And Then There Were Five . . .

And Then There Were Five . . .

With boyish excitement, the first time we met, astronaut Al Bean told me about one of his favorite moments of his mission—when he took the controls of the Apollo 12 Lunar Module and piloted the spacecraft. Mission Commander Peter Conrad had offered him the spacecraft, even though it wasn’t in the flight plan. Al was afraid of what the folks in Mission Control would say, but Pete pointed out that they were on the far side of the moon and no one would know. As Al said, Pete was always thinking . . .

 Alan Bean passed away last weekend at the age of eighty-six. He, together with the other eleven who walked on the moon, are members of one of the most select groups of all time.
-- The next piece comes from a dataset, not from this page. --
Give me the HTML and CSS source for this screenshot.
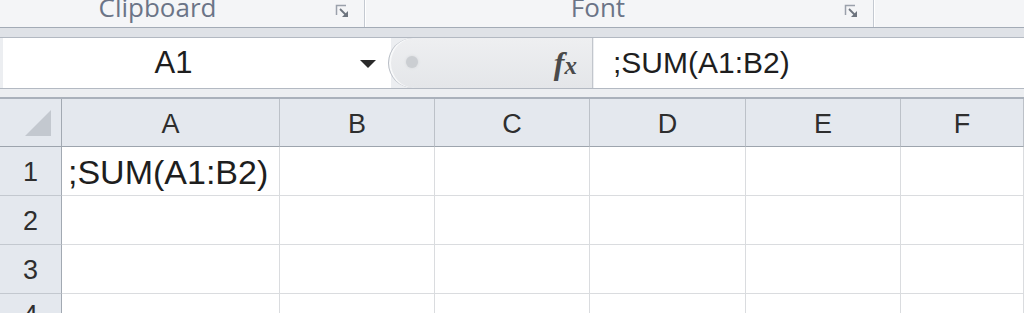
FILE: index.html
```html
<!DOCTYPE html>
<html>
    <head>
        <meta charset="utf-8">
        <title>Planilha</title>
        <link rel="stylesheet" href="styles.css">
    </head>
    <body>
        <div class="ribbon">
            <div class="group group-clip">
                <span class="group-label">Clipboard</span>
                <svg class="launcher" width="14" height="14" viewBox="0 0 14 14">
                    <path d="M1.5 11 V1.5 H11" fill="none" stroke="#9aa1ab" stroke-width="1.5"/>
                    <path d="M5 5 L11 11" stroke="#6d747e" stroke-width="1.8"/>
                    <polygon points="13,13 13,7 7,13" fill="#6d747e"/>
                </svg>
            </div>
            <div class="group group-font">
                <span class="group-label">Font</span>
                <svg class="launcher" width="14" height="14" viewBox="0 0 14 14">
                    <path d="M1.5 11 V1.5 H11" fill="none" stroke="#9aa1ab" stroke-width="1.5"/>
                    <path d="M5 5 L11 11" stroke="#6d747e" stroke-width="1.8"/>
                    <polygon points="13,13 13,7 7,13" fill="#6d747e"/>
                </svg>
            </div>
            <div class="group group-rest"></div>
        </div>
        <div class="ribbon-gap"></div>

        <div class="formula-bar">
            <div class="name-box">
                <span class="name-value">A1</span>
                <span class="name-arrow"></span>
            </div>
            <div class="fx-area">
                <span class="fx-knob"></span>
                <span class="fx">f<span class="fx-x">x</span></span>
            </div>
            <div class="formula-input">;SUM(A1:B2)</div>
        </div>
        <div class="bar-gap"></div>

        <div class="sheet">
            <div class="corner">
                <svg width="26" height="26" viewBox="0 0 26 26">
                    <polygon points="26,0 26,26 0,26" fill="#c3c8cf"/>
                </svg>
            </div>
            <div class="col-head">A</div>
            <div class="col-head">B</div>
            <div class="col-head">C</div>
            <div class="col-head">D</div>
            <div class="col-head">E</div>
            <div class="col-head">F</div>

            <div class="row-head">1</div>
            <div class="cell">;SUM(A1:B2)</div>
            <div class="cell"></div>
            <div class="cell"></div>
            <div class="cell"></div>
            <div class="cell"></div>
            <div class="cell"></div>

            <div class="row-head">2</div>
            <div class="cell"></div>
            <div class="cell"></div>
            <div class="cell"></div>
            <div class="cell"></div>
            <div class="cell"></div>
            <div class="cell"></div>

            <div class="row-head">3</div>
            <div class="cell"></div>
            <div class="cell"></div>
            <div class="cell"></div>
            <div class="cell"></div>
            <div class="cell"></div>
            <div class="cell"></div>

            <div class="row-head row-head-cut">4</div>
            <div class="cell"></div>
            <div class="cell"></div>
            <div class="cell"></div>
            <div class="cell"></div>
            <div class="cell"></div>
            <div class="cell"></div>
        </div>
    </body>
</html>
```

FILE: styles.css
```css
* {
    box-sizing: border-box;
}
body {
    margin: 0;
    width: 1024px;
    height: 313px;
    overflow: hidden;
    background: #ffffff;
    font-family: "Liberation Sans", Arial, sans-serif;
}

/* faixa da ribbon */
.ribbon {
    display: flex;
    height: 28px;
    background: #f4f5f7;
    border-bottom: 1px solid #a3abb6;
    overflow: hidden;
}
.group {
    display: flex;
    align-items: flex-start;
    height: 27px;
    border-right: 1px solid #c4c9d1;
    box-shadow: 1px 0 0 #ffffff;
}
.group-clip {
    width: 365px;
}
.group-font {
    width: 508px;
    margin-left: 1px;
}
.group-rest {
    flex: 1;
    border-right: none;
    box-shadow: none;
}
.group-label {
    flex: 1;
    text-align: center;
    font-family: "Open Sans", sans-serif;
    font-size: 26px;
    line-height: 26px;
    margin-top: -6px;
    color: #6b7487;
}
.group-clip .group-label {
    padding-right: 20px;
}
.group-font .group-label {
    padding-right: 14px;
}
.launcher {
    margin-top: 4px;
    margin-right: 15px;
}
.ribbon-gap {
    height: 9px;
    background: #dfe2e7;
}

/* barra de formulas */
.formula-bar {
    display: flex;
    height: 52px;
    background: #eceef1;
    border-top: 1px solid #b3b9c2;
    border-bottom: 1px solid #b3b9c2;
}
.name-box {
    display: flex;
    align-items: center;
    width: 388px;
    margin-left: 3px;
    background: #ffffff;
}
.name-value {
    flex: 1;
    padding-right: 4px;
    text-align: center;
    font-size: 31px;
    color: #1e1e1e;
}
.name-arrow {
    width: 0;
    height: 0;
    border-left: 8px solid transparent;
    border-right: 8px solid transparent;
    border-top: 8px solid #2a2a2a;
    margin: 2px 15px 0 12px;
}
.fx-area {
    display: flex;
    align-items: center;
    justify-content: space-between;
    width: 205px;
    margin-left: -3px;
    background: linear-gradient(#eeeff1, #e4e6e9);
    border-left: 1px solid #b7bcc4;
    border-right: 1px solid #c2c6cc;
    border-radius: 26px 0 0 26px;
    box-shadow: inset 2px 0 0 #f8f9fa;
}
.fx-knob {
    width: 12px;
    height: 12px;
    margin-left: 17px;
    margin-top: -3px;
    border-radius: 50%;
    background: #cbced2;
    box-shadow: 0 0 3px #d4d7da;
}
.fx {
    margin-right: 15px;
    font-family: "Liberation Serif", serif;
    font-style: italic;
    font-weight: bold;
    font-size: 32px;
    color: #4a4a4a;
}
.fx-x {
    font-size: 25px;
}
.formula-input {
    flex: 1;
    display: flex;
    align-items: center;
    margin-left: 1px;
    padding-left: 19px;
    background: #ffffff;
    font-size: 30px;
    color: #1e1e1e;
}
.bar-gap {
    height: 10px;
    background: #eceef1;
    border-bottom: 2px solid #aab1bb;
}

/* grade */
.sheet {
    display: grid;
    grid-template-columns: 62px 218px 155px 155px 156px 155px 1fr;
    grid-template-rows: 48px 49px 49px 49px 21px;
    overflow: hidden;
}
.corner,
.col-head,
.row-head {
    background: #e4e8ee;
    color: #2e2e2e;
    font-size: 27px;
}
.corner {
    display: flex;
    align-items: flex-end;
    justify-content: flex-end;
    padding: 0 10px 10px 0;
    border-right: 1px solid #a2a9b2;
    border-bottom: 1px solid #9da4ad;
}
.col-head {
    display: flex;
    align-items: center;
    justify-content: center;
    padding-top: 4px;
    border-right: 1px solid #bcc1c8;
    border-bottom: 1px solid #9da4ad;
}
.row-head {
    display: flex;
    align-items: center;
    justify-content: center;
    padding-top: 2px;
    border-right: 1px solid #a2a9b2;
    border-bottom: 1px solid #c3c8cf;
    overflow: hidden;
}
.row-head-cut {
    align-items: flex-start;
    padding-top: 6px;
    border-bottom: none;
}
.cell {
    display: flex;
    align-items: center;
    padding: 2px 0 0 6px;
    border-right: 1px solid #dadcdf;
    border-bottom: 1px solid #dadcdf;
    font-size: 34px;
    color: #1e1e1e;
    white-space: nowrap;
}
```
Over the years, from an initial stint working at NASA in the late seventies, to being an associate producer on Al Reinert’s documentary For All Mankind in the mideighties, to shepherding a special-edition laserdisc and later DVD for Janus/Criterion, I had the privilege of meeting many of them. They were all what you would expect: strong, powerful, and confident. Al was all these things, but he was also different, soft-spoken and introspective. After he retired from NASA (he flew one Skylab mission after his Apollo moon-landing flight), he became a painter. He felt he had a unique perspective, having left the earth and traveled to the moon, and wanted to paint what he had seen and experienced.
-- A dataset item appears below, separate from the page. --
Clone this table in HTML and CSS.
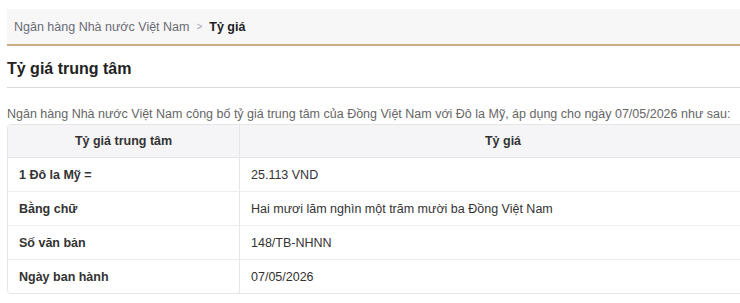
FILE: index.html
```html
<!DOCTYPE html>
<html lang="vi">
<head>
  <meta charset="UTF-8">
  <meta name="viewport" content="width=device-width, initial-scale=1.0">
  <title>Tỷ giá trung tâm</title>
  <link rel="stylesheet" href="styles.css">
</head>
<body>

  <div class="breadcrumb">
    <a href="#" class="crumb">Ngân hàng Nhà nước Việt Nam</a>
    <span class="crumb-sep">&gt;</span>
    <span class="crumb-active">Tỷ giá</span>
  </div>

  <div class="content">
    <h1 class="page-title">Tỷ giá trung tâm</h1>

    <p class="intro">Ngân hàng Nhà nước Việt Nam công bố tỷ giá trung tâm của Đồng Việt Nam với Đô la Mỹ, áp dụng cho ngày 07/05/2026 như sau:</p>

    <table class="rate-table">
      <thead>
        <tr>
          <th class="col-label">Tỷ giá trung tâm</th>
          <th>Tỷ giá</th>
        </tr>
      </thead>
      <tbody>
        <tr>
          <td class="cell-label">1 Đô la Mỹ =</td>
          <td>25.113 VND</td>
        </tr>
        <tr>
          <td class="cell-label">Bằng chữ</td>
          <td>Hai mươi lăm nghìn một trăm mười ba Đồng Việt Nam</td>
        </tr>
        <tr>
          <td class="cell-label">Số văn bản</td>
          <td>148/TB-NHNN</td>
        </tr>
        <tr>
          <td class="cell-label">Ngày ban hành</td>
          <td>07/05/2026</td>
        </tr>
      </tbody>
    </table>
  </div>

</body>
</html>
```

FILE: styles.css
```css
body {
  margin: 0;
  padding: 9px 0 0 7px;
  font-family: "Liberation Sans", Arial, sans-serif;
  color: #222;
  background: #fff;
  width: 760px;
}

/* Breadcrumb */
.breadcrumb {
  display: flex;
  align-items: center;
  height: 35px;
  padding-left: 7px;
  background: #f7f7f8;
  border-bottom: 2px solid #c9ad84;
  font-size: 12.5px;
}

.crumb {
  color: #6b6b75;
  text-decoration: none;
}

.crumb-sep {
  color: #a5a5ad;
  margin: 0 7px;
  font-size: 10px;
}

.crumb-active {
  font-weight: bold;
  color: #222;
}

/* Main content */
.page-title {
  margin: 0;
  padding: 14px 0 9px 0;
  font-size: 16px;
  font-weight: bold;
  color: #222;
  border-bottom: 1px solid #d9d9d9;
}

.intro {
  margin: 19px 0 3px 0;
  font-size: 12.5px;
  color: #666;
}

.rate-table {
  width: 100%;
  border-collapse: separate;
  border-spacing: 0;
  border: 1px solid #e6e6e9;
  border-radius: 4px;
  font-size: 12.5px;
}

.rate-table th {
  height: 32px;
  padding: 0;
  background: #f5f5f7;
  font-weight: bold;
  color: #333;
  text-align: center;
  border-bottom: 1px solid #e6e6e9;
}

.rate-table td {
  height: 33px;
  padding: 0 11px;
  color: #333;
  border-top: 1px solid #eeeef0;
}

.rate-table tbody tr:first-child td {
  border-top: none;
}

.rate-table th:first-child,
.rate-table td:first-child {
  width: 209px;
  border-right: 1px solid #e6e6e9;
}

.cell-label {
  font-weight: bold;
}
```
 I reached out to Al Bean to work with us on our special edition of For All Mankind and he graciously agreed, with the provision that he would only talk about his paintings. I was obviously more interested in his space travels, but having no choice, I agreed. I met Al at a sound studio in Houston, and he brought along the slides of many of his paintings. As he projected each one, he would begin, “this painting reminds me of . . . ,” and then tell the most beautiful stories of his travels in space. It was perfect.

Mother Earth

Al painted the voyage to the moon as he saw it. One of my favorite of his stories was about Gene Cernan, who would be the last man to leave his footprints on the moon, during the Apollo 17 mission. Al described a meeting with Gene when Gene said he wished that he had written his daughter’s name, “Tracy,” on the surface on the moon, so it would have lasted there forever. Al quickly said back to Gene, no problem, he would just add it to the painting. And he did that in the painting that would be titled Tracy’s Boulder. Years later, I met with Gene and he recounted the story a bit differently—one of the last things he did on the surface of the moon, he said, was write Tracy’s initials in the dust.